The biggest drawback with using Chinese mill castings for this project is that they come from the factory with … less than perfect … accuracy. Iron is iron, though, or is so within my budget range, and as as long as the casting is reasonably solid, inaccuracies can be corrected by hand scraping.
I’m not making nuclear submarines here, so I don’t need perfect precision, but if I can get the base, saddle, table, and column ways flat, parallel/perpendicular, and co-planar to within 5 tenths over a foot, I’ll be happy. And just as importantly, I feel that the manufacturers of the original machine would have been ecstatic with those tolerances.
I really should start with the mill base but I’ve recently finished a Harig 612 surface grinder rebuild and have been eager to test it out. The Harig is only a 6″x12″ machine, but as luck would have it that is pretty much what is needed for the flats on the Sieg 2.7 saddle. Recall, I put the saddle casting on a surface plate when I first received it and found it to be 1.5 thou off over 6 inches. We can do better than that.
The first step was to throw it on the grinder.
After three rounds of grinding, it was flat to within 5 tenths (each graduation on the indicator in the video is .0005″).
I could get more out of the Harig, but would waste material to get there. So the plan is to hand scrape the rest of the way in.
I blued it on the surface plate and hand scraped it for 10-12 rounds per side to get it roughly where it needed to be. I didn’t video this part, but I’ll do so on later pieces. There are plenty of good resources out there on hand scraping, and there is nothing magic about the Sieg castings.
The key lessons are to take your time, don’t attempt to remove all the blue each scraping round (leave some space between the scrape marks), and to make sure you hinge the piece on the surface plate when bluing it to get a read on where the high spots are. Taking regular readings using a precision indicator also keeps you out of trouble.
After rough scraping it I then threw it on the mill and cut the oil grooves using a 1/8″ ball-nosed endmill.
Then 2-4 more scraping rounds. I didn’t cut the oil grooves first and then do all the scraping, since the scraper can (in my hands at least) wallow out too much material around the edge of the grooves. That said, a more gradual transition into the grooves so the oil can exit is a good thing, so leaving a few finishing scraping rounds after cutting the grooves seems to do the trick.

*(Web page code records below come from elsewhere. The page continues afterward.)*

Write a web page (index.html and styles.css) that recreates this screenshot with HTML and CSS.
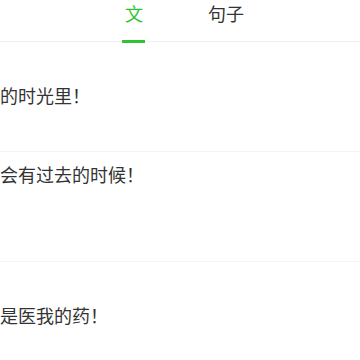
FILE: index.html
```html
<!DOCTYPE html>
<html lang="zh-CN">
<head>
	<meta charset="UTF-8">
	<title>文 · 句子</title>
	<link rel="stylesheet" href="styles.css">
</head>
<body>
	<div class="tabs">
		<div class="tab on">文<span class="bar"></span></div>
		<div class="tab">句子</div>
	</div>
	<ul class="list">
		<li class="item">的时光里！</li>
		<li class="item top">会有过去的时候！</li>
		<li class="item">是医我的药！</li>
	</ul>
</body>
</html>
```

FILE: styles.css
```css
*{
	margin: 0;
	padding: 0;
}
body{
	background: #fff;
	font-family: "Noto Sans CJK SC", "Noto Sans", sans-serif;
	color: #333;
	overflow: hidden;
}
.tabs{
	height: 41px;
	display: flex;
	justify-content: center;
	border-bottom: 1px solid #f0f0f0;
}
.tabs .tab{
	position: relative;
	width: 92px;
	height: 26px;
	line-height: 26px;
	text-align: center;
	font-size: 18px;
	color: #333;
}
.tabs .tab.on{
	color: #2fc42f;
}
.tabs .tab .bar{
	position: absolute;
	left: 34px;
	top: 40px;
	width: 23px;
	height: 3px;
	background: #2fc42f;
}
.list{
	list-style: none;
}
.list .item{
	height: 105px;
	padding-bottom: 4px;
	display: flex;
	align-items: center;
	border-bottom: 1px solid #f3f3f3;
	font-size: 18px;
	line-height: 24px;
	white-space: nowrap;
}
.list .item.top{
	align-items: flex-start;
	padding-top: 10px;
	padding-bottom: 0;
	height: 99px;
}
```
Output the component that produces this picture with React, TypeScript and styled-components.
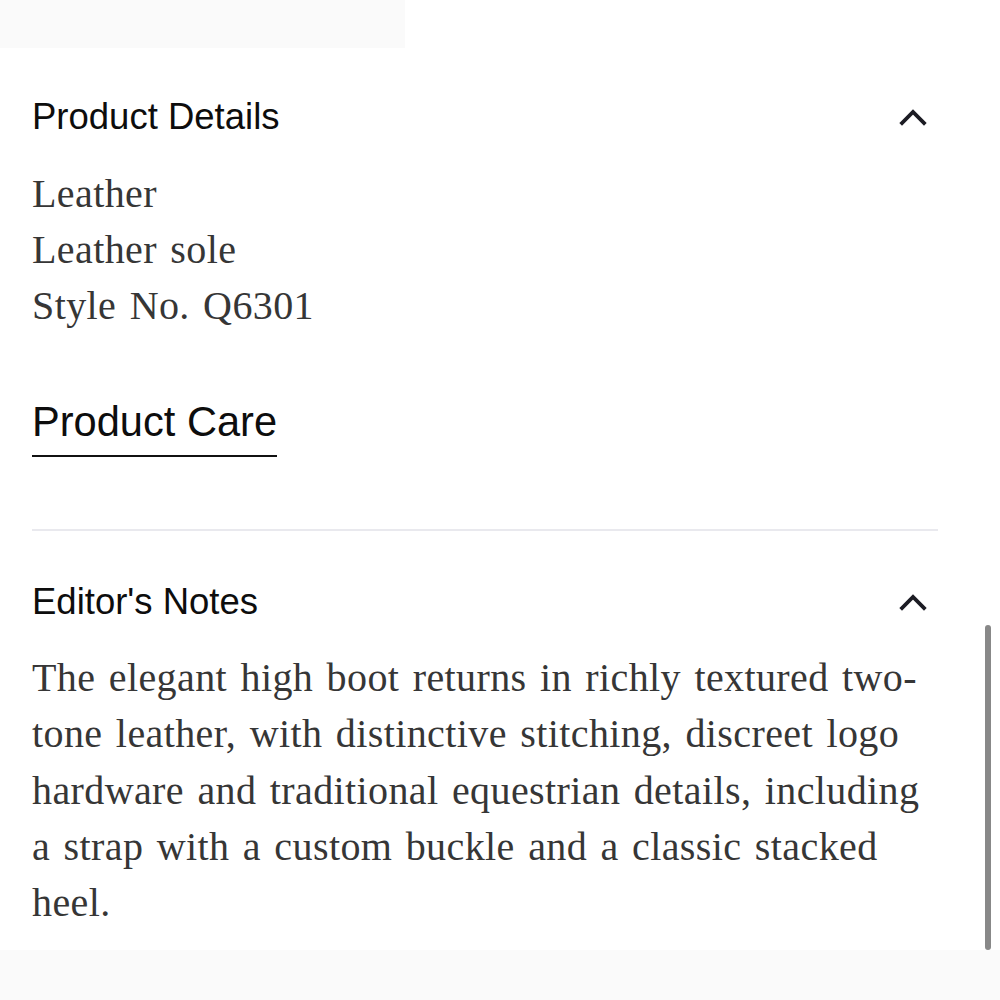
import React from "react";
import styled, { createGlobalStyle } from "styled-components";

const GlobalStyle = createGlobalStyle`
  html, body {
    margin: 0;
    padding: 0;
    background: #ffffff;
  }
  body {
    width: 1000px;
    height: 1000px;
    overflow: hidden;
  }
`;

const Page = styled.main`
  width: 1000px;
  height: 1000px;
  display: flex;
  flex-direction: column;
  position: relative;
`;

const TopFade = styled.div`
  width: 405px;
  height: 48px;
  background: #fafafa;
`;

const Content = styled.div`
  padding: 0 62px 0 32px;
  display: flex;
  flex-direction: column;
`;

const Header = styled.div<{ $top: number }>`
  margin-top: ${(p) => p.$top}px;
  height: 40px;
  display: flex;
  align-items: center;
  justify-content: space-between;
`;

const Title = styled.h2`
  margin: 0;
  font-family: "Liberation Sans", Arial, sans-serif;
  font-weight: 400;
  font-size: 36.5px;
  line-height: 40px;
  color: #0d0d0d;
`;

const Chevron = styled.svg`
  width: 28px;
  height: 18px;
  margin-right: 11px;
`;

const serifText = `
  font-family: "Liberation Serif", "Times New Roman", serif;
  font-size: 40px;
  letter-spacing: 0.4px;
  word-spacing: 3px;
  color: #363636;
`;

const SerifList = styled.ul`
  ${serifText}
  list-style: none;
  margin: 28.5px 0 0;
  padding: 0;
  line-height: 56px;
`;

const Tab = styled.div`
  align-self: flex-start;
  margin-top: 68px;
  padding-bottom: 13.5px;
  border-bottom: 2px solid #111;
  font-family: "Liberation Sans", Arial, sans-serif;
  font-size: 41.6px;
  line-height: 40px;
  color: #0d0d0d;
`;

const Divider = styled.hr`
  margin: 72px 0 0;
  border: 0;
  height: 2px;
  background: #e9e9ee;
`;

const Paragraph = styled.p`
  ${serifText}
  margin: 28px 0 0;
  line-height: 56.3px;
`;

const BottomBar = styled.div`
  margin-top: auto;
  height: 50px;
  background: #fafafa;
`;

const ScrollThumb = styled.div`
  position: absolute;
  left: 985px;
  top: 625px;
  width: 6px;
  height: 325px;
  border-radius: 3px;
  background: #888888;
`;

function Up() {
  return (
    <Chevron viewBox="0 0 28 18" fill="none">
      <polyline
        points="3,15 14,4 25,15"
        stroke="#1c1c24"
        strokeWidth="3.8"
        strokeLinecap="square"
      />
    </Chevron>
  );
}

export default function App() {
  return (
    <>
      <GlobalStyle />
      <Page>
        <TopFade />
        <Content>
          <Header $top={49}>
            <Title>Product Details</Title>
            <Up />
          </Header>
          <SerifList>
            <li>Leather</li>
            <li>Leather sole</li>
            <li>Style No. Q6301</li>
          </SerifList>
          <Tab>Product Care</Tab>
          <Divider />
          <Header $top={51}>
            <Title>Editor's Notes</Title>
            <Up />
          </Header>
          <Paragraph>
            The elegant high boot returns in richly textured two-tone leather,
            with distinctive stitching, discreet logo hardware and traditional
            equestrian details, including a strap with a custom buckle and a
            classic stacked heel.
          </Paragraph>
        </Content>
        <BottomBar />
        <ScrollThumb />
      </Page>
    </>
  );
}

Bluing it up, I am getting about as good coverage as I am capable of producing.
After finishing, it was flat enough that the 5 tenths indicator didn’t register much movement. Switching to my trusty Brown and Sharpe, it was within two tenths over 6″ on both the X and Y axes.
Some of that movement is a combination of imperfections in my well worn surface plate, changes in pressure as I’m dragging the indicator, and the scrape marks themselves. The latter are a GOOD THING, as it will create oil bearing surfaces and reduce stiction.
Here is the Y-axis. the small markings are 5 hundred thousandths (.00005″). The numbered increments are thousandths:
This, I have to confess, is about as accurate as I can be. I know experienced hands can do better, but we’ll take it.
Still left to do on the saddle: we’ll drill the oil supply holes once we trial assemble the mill and know where the supply lines need to run. We will also need to scrape in the dovetails together with the base/table, but those are both jobs for another day.
In another post, we’ve already machined a backing plate to reinforce the column casting. Our next step will be to scrape the base ways flat and co-planar.